Danach hat er am 16. Februar 2014 in G***** in zwei (getrennten US 3 ff) Angriffen Helga D*****, die wegen einer geistigen Behinderung unfähig ist, die Bedeutung des sexuellen Vorgangs „einzusehen oder“ (US 4: nur fehlende Dispositionsfähigkeit) nach dieser Einsicht zu handeln, unter Ausnützung dieses Zustands missbraucht, indem er sie aufforderte, sein entblößtes Glied mit ihrer Hand bis zum Samenerguss zu massieren, welcher Aufforderung sie jeweils nachkam.

Rechtliche Beurteilung

Dagegen richtet sich die auf § 281 Abs 1 Z 5  und 5a StPO gestützte Nichtigkeitsbeschwerde des Angeklagten.

Aktenwidrigkeit (Z 5 fünfter Fall) begründet nur die unrichtige Wiedergabe des Inhalts von Beweismitteln, nicht der Widerspruch zwischen Verfahrensergebnissen und Feststellungen (RIS Justiz RS0099431 [T5, T7 und T15]). Indem der Beschwerdeführer (dSm Z 5 2. Fall) den im Urteil nicht referierten Teil der Aussage des Vaters des Opfers, der Angeklagte hätte „am Tattag“ (tatsächlich: am Tag, „als es die Eisregenschäden im Wald gegeben hat“ ON 18 S 13) sein Haus gar nicht betreten, thematisiert, verkennt er, dass das Erstgericht davon ausging, dass der Vater zum nach dem Anklagevorwurf maßgeblichen Zeitpunkt in seinem Haus gar nicht anwesend war (US 10) und zeigt insgesamt den Nichtigkeitsgrund nicht auf.

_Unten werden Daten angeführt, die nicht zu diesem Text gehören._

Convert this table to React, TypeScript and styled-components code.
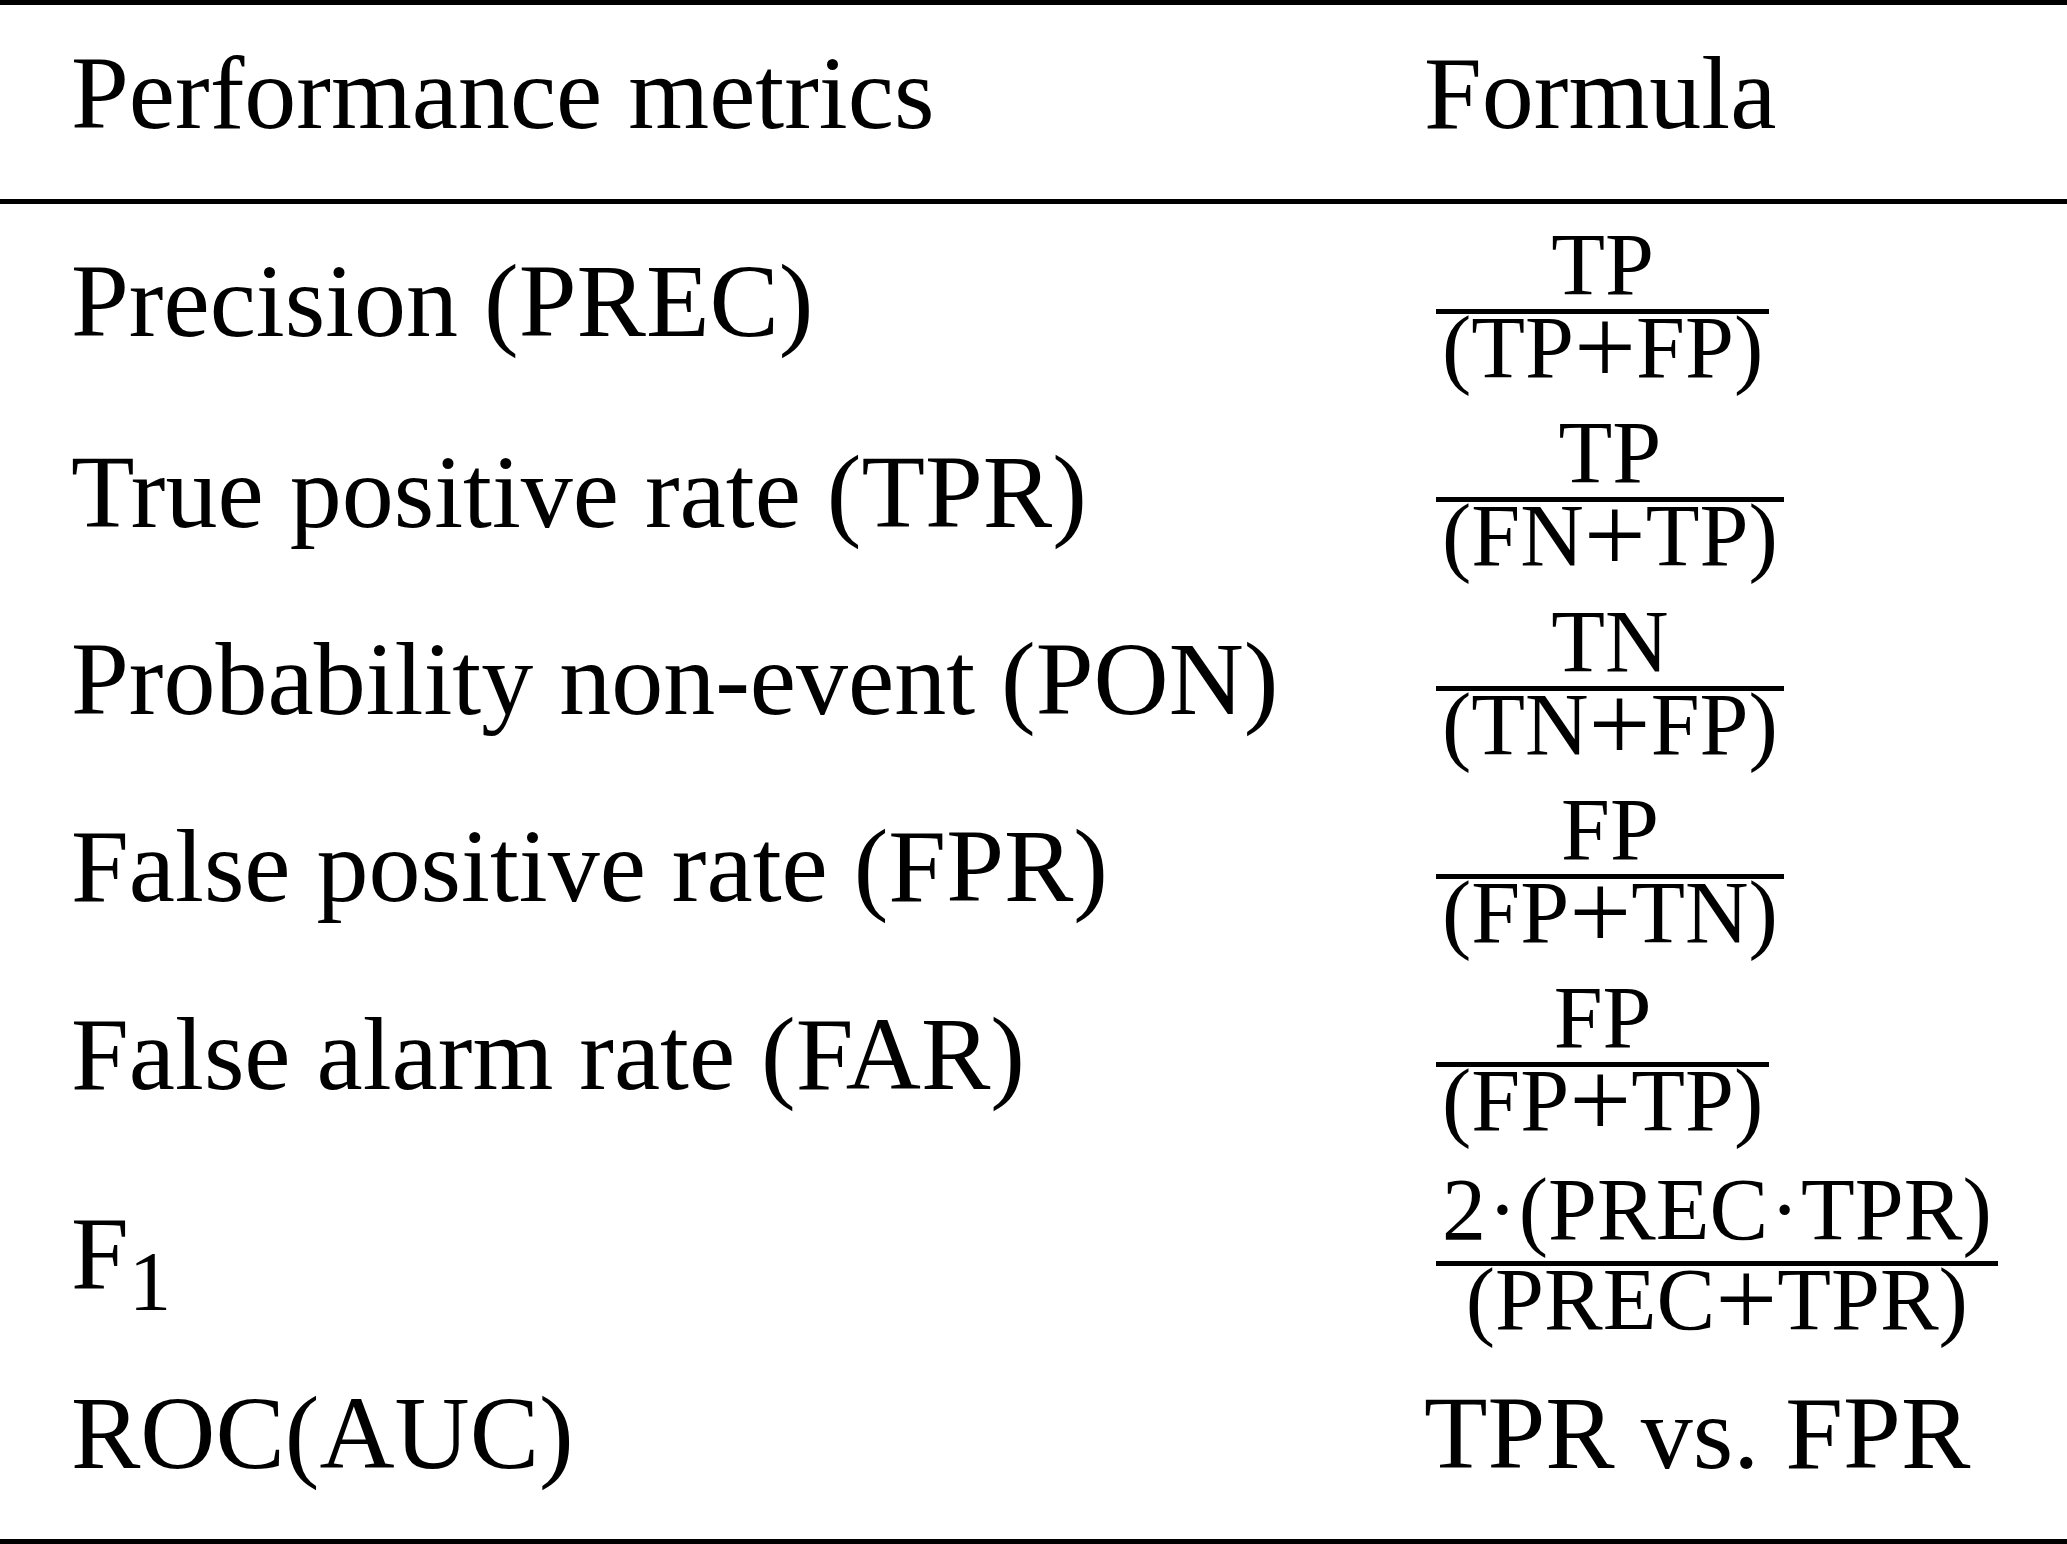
import React from "react";
import styled, { createGlobalStyle } from "styled-components";

const GlobalStyle = createGlobalStyle`
  html, body {
    margin: 0;
    padding: 0;
    background: #fff;
  }
  body {
    font-family: "Liberation Serif", "Times New Roman", serif;
    color: #000;
  }
`;

type Metric = {
  name: React.ReactNode;
  num?: React.ReactNode;
  den?: React.ReactNode;
  text?: string;
  height: number;
  lift?: number;
  numGap?: number;
};

const Table = styled.div`
  width: 100%;
  border-top: 5px solid #000;
  border-bottom: 5px solid #000;
`;

const Row = styled.div<{ $h: number }>`
  display: grid;
  grid-template-columns: 1353px 1fr;
  padding-left: 71px;
  align-items: baseline;
  height: ${(p) => p.$h}px;
  box-sizing: border-box;
`;

const HeadRow = styled(Row)`
  padding-top: 36px;
  border-bottom: 5px solid #000;
  box-sizing: content-box;
`;

const Body = styled.div`
  padding-top: 17px;
`;

const Cell = styled.div`
  font-size: 104px;
  line-height: 104px;
  white-space: nowrap;
`;

const Sub = styled.sub`
  font-size: 85px;
  line-height: 0;
  vertical-align: -22px;
`;

const Frac = styled.span<{ $lift: number }>`
  display: inline-flex;
  flex-direction: column;
  align-items: center;
  vertical-align: ${(p) => p.$lift}px;
  margin-left: 12px;
  font-size: 88px;
  line-height: 88px;
`;

const Num = styled.span<{ $gap: number }>`
  display: block;
  padding: 0 6px ${(p) => p.$gap}px;
`;

const Bar = styled.span`
  display: block;
  align-self: stretch;
  height: 5px;
  background: #000;
`;

const Den = styled.span`
  display: block;
  padding: 0 6px;
  line-height: 68px;
`;

const Op = styled.span`
  font-size: 1.25em;
  line-height: 0;
  vertical-align: -7px;
`;

const Dot = styled.span`
  margin: 0 0.02em;
`;

const metrics: Metric[] = [
  {
    name: "Precision (PREC)",
    num: "TP",
    den: <>(TP<Op>+</Op>FP)</>,
    height: 188,
    lift: 42,
  },
  {
    name: "True positive rate (TPR)",
    num: "TP",
    den: <>(FN<Op>+</Op>TP)</>,
    height: 189,
    lift: 45,
  },
  {
    name: "Probability non-event (PON)",
    num: "TN",
    den: <>(TN<Op>+</Op>FP)</>,
    height: 188,
    lift: 43,
  },
  {
    name: "False positive rate (FPR)",
    num: "FP",
    den: <>(FP<Op>+</Op>TN)</>,
    height: 188,
    lift: 42,
  },
  {
    name: "False alarm rate (FAR)",
    num: "FP",
    den: <>(FP<Op>+</Op>TP)</>,
    height: 192,
    lift: 42,
  },
  {
    name: <>F<Sub>1</Sub></>,
    num: <>2<Dot>·</Dot>(PREC<Dot>·</Dot>TPR)</>,
    den: <>(PREC<Op>+</Op>TPR)</>,
    height: 215,
    lift: 49,
    numGap: 7,
  },
  {
    name: "ROC(AUC)",
    text: "TPR vs. FPR",
    height: 158,
  },
];

const App: React.FC = () => {
  return (
    <>
      <GlobalStyle />
      <Table>
        <HeadRow $h={158}>
          <Cell>Performance metrics</Cell>
          <Cell>Formula</Cell>
        </HeadRow>
        <Body>
          {metrics.map((m, i) => (
            <Row $h={m.height} key={"metric_" + i}>
              <Cell>{m.name}</Cell>
              <Cell>
                {m.text ? (
                  m.text
                ) : (
                  <Frac $lift={m.lift ?? 42}>
                    <Num $gap={m.numGap ?? 0}>{m.num}</Num>
                    <Bar />
                    <Den>{m.den}</Den>
                  </Frac>
                )}
              </Cell>
            </Row>
          ))}
        </Body>
      </Table>
    </>
  );
};

export default App;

Der zur Überzeugung der Tatrichter von der

Glaubwürdigkeit eines Zeugen aufgrund des von diesem in der Hauptverhandlung gewonnenen persönlichen Eindrucks führende kritisch-psychologische Vorgang als solcher ist der Anfechtung mit Mängelrüge entzogen (RIS Justiz RS0106588). Im Übrigen haben den weiteren Beschwerdeausführungen zuwider die Tatrichter die Einschätzung, die Zeugin wäre nicht in der Lage, ihre „Empfindungen und Handlungen … so zu schildern ..., wenn sie es nicht selbst erlebt hätte“, nicht offenbar

unzureichend begründet, indem sie ihre Annahme ohne Verstoß gegen die Kriterien folgerichtigen Denkens und grundlegender menschlicher Erfahrungen auf die Einschätzung der pschologischen Sachverständigen zur Person des Opfers und ihren damit übereinstimmenden, in der Hauptverhandlung gewonnenen persönlichen Eindruck von der Zeugin (US 8 f) stützten.

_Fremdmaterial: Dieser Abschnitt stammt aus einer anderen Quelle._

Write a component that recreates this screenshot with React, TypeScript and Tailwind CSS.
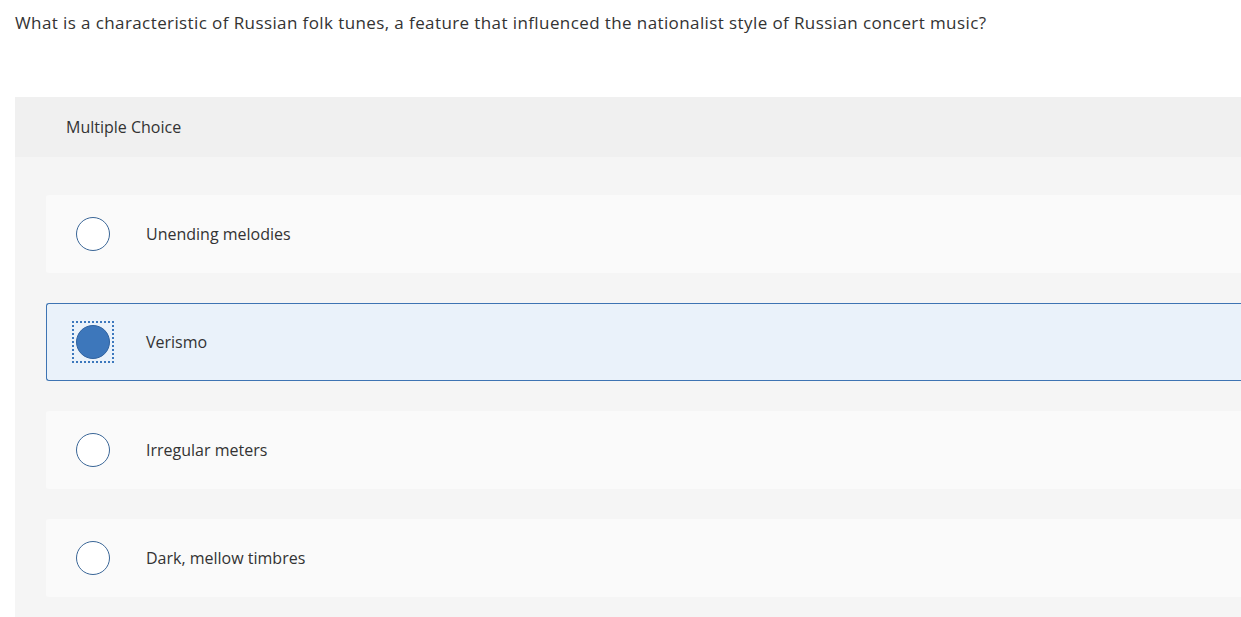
import { useState } from 'react'

const options = [
  'Unending melodies',
  'Verismo',
  'Irregular meters',
  'Dark, mellow timbres',
]

function Radio({ checked }: { checked: boolean }) {
  if (checked) {
    return (
      <div className="w-[42px] h-[42px] flex items-center justify-center outline-2 outline-dotted outline-[#3c78bd] -outline-offset-2">
        <div className="w-[34px] h-[34px] rounded-full bg-[#3d77bb] border border-[#2f62a0]" />
      </div>
    )
  }
  return (
    <div className="w-[42px] h-[42px] flex items-center justify-center">
      <div className="w-[34px] h-[34px] rounded-full bg-white border-[1.5px] border-[#3a6697]" />
    </div>
  )
}

export default function App() {
  const [selected, setSelected] = useState(1)

  return (
    <div className="bg-white min-h-[617px] overflow-hidden font-['Open_Sans','Liberation_Sans',sans-serif] text-[#333]">
      <p className="pl-[15px] pt-[11px] text-[17px] leading-[23px] tracking-[0.4px]">
        What is a characteristic of Russian folk tunes, a feature that influenced the nationalist style of Russian concert music?
      </p>
      <div className="ml-[15px] mt-[63px] bg-[#f5f5f5] pb-[30px]">
        <div className="h-[60px] bg-[#f0f0f0] flex items-center pl-[51px] text-[16px]">
          Multiple Choice
        </div>
        <div className="pt-[38px] pl-[31px] flex flex-col gap-[30px]">
          {options.map((opt, i) => {
            const isSel = i === selected
            return (
              <div
                key={opt}
                onClick={() => setSelected(i)}
                className={
                  isSel
                    ? 'h-[78px] flex items-center rounded-l-[3px] bg-[#eaf2fa] border border-r-0 border-[#3e74b3] pl-[25px] cursor-pointer'
                    : 'h-[78px] flex items-center rounded-l-[3px] bg-[#fafafa] border border-r-0 border-transparent pl-[25px] cursor-pointer'
                }
              >
                <Radio checked={isSel} />
                <span className="ml-[32px] text-[16px]">{opt}</span>
              </div>
            )
          })}
        </div>
      </div>
    </div>
  )
}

Ein auf den formalen Nichtigkeitsgrund des § 281 Abs 1 Z 5a StPO gestützter Einwand kann nur dann erfolgreich sein, wenn Feststellungen als Folge einer qualifiziert naheliegenden Fehlentscheidung bei der Beweiswürdigung erheblichen Bedenken ausgesetzt sind. Die diesem Nichtigkeitsgrund immanente Erheblichkeitsschwelle wird mit dem Vorbringen, die vom Angeklagten angestrebte Schlussfolgerung sei wahrscheinlicher oder überzeugender als die vom Erstgericht gezogene, nicht überschritten, sind doch die Tatrichter weder zu einer logisch zwingenden Begründung noch dazu verhalten, von mehreren möglichen Versionen die für den Beschwerdeführer günstigere zu wählen (RIS Justiz RS0119583; Ratz , WK StPO § 281 Rz 449, 488 ff).

Soweit auch die Tatsachenrüge die Glaubwürdigkeit der Belastungszeugin in Zweifel zieht, darauf verweist, dass diese bereits in der Vergangenheit von ähnlichen Ereignissen berichtet hätte, denen nicht „nachgegangen worden“ sei und argumentiert, es entspräche nicht der „allgemeinen Lebenserfahrung, dass eine Person … derart oft sexuellen Übergriffen ausgesetzt“ sei, gelingt es ihr nicht, beim Obersten Gerichtshof erhebliche Bedenken gegen die Richtigkeit der dem Ausspruch über die Schuld zugrunde liegenden entscheidenden Tatsachen zu erwecken (RIS Justiz RS0118780, RS0119583).

Die Nichtigkeitsbeschwerde war daher bereits bei nichtöffentlicher Beratung gemäß § 285d Abs 1 StPO sofort zurückzuweisen, woraus die Zuständigkeit des Oberlandesgerichts zur Entscheidung über die Berufung folgt (§ 285i StPO).

Die Kostenentscheidung beruht auf § 390a Abs 1 StPO.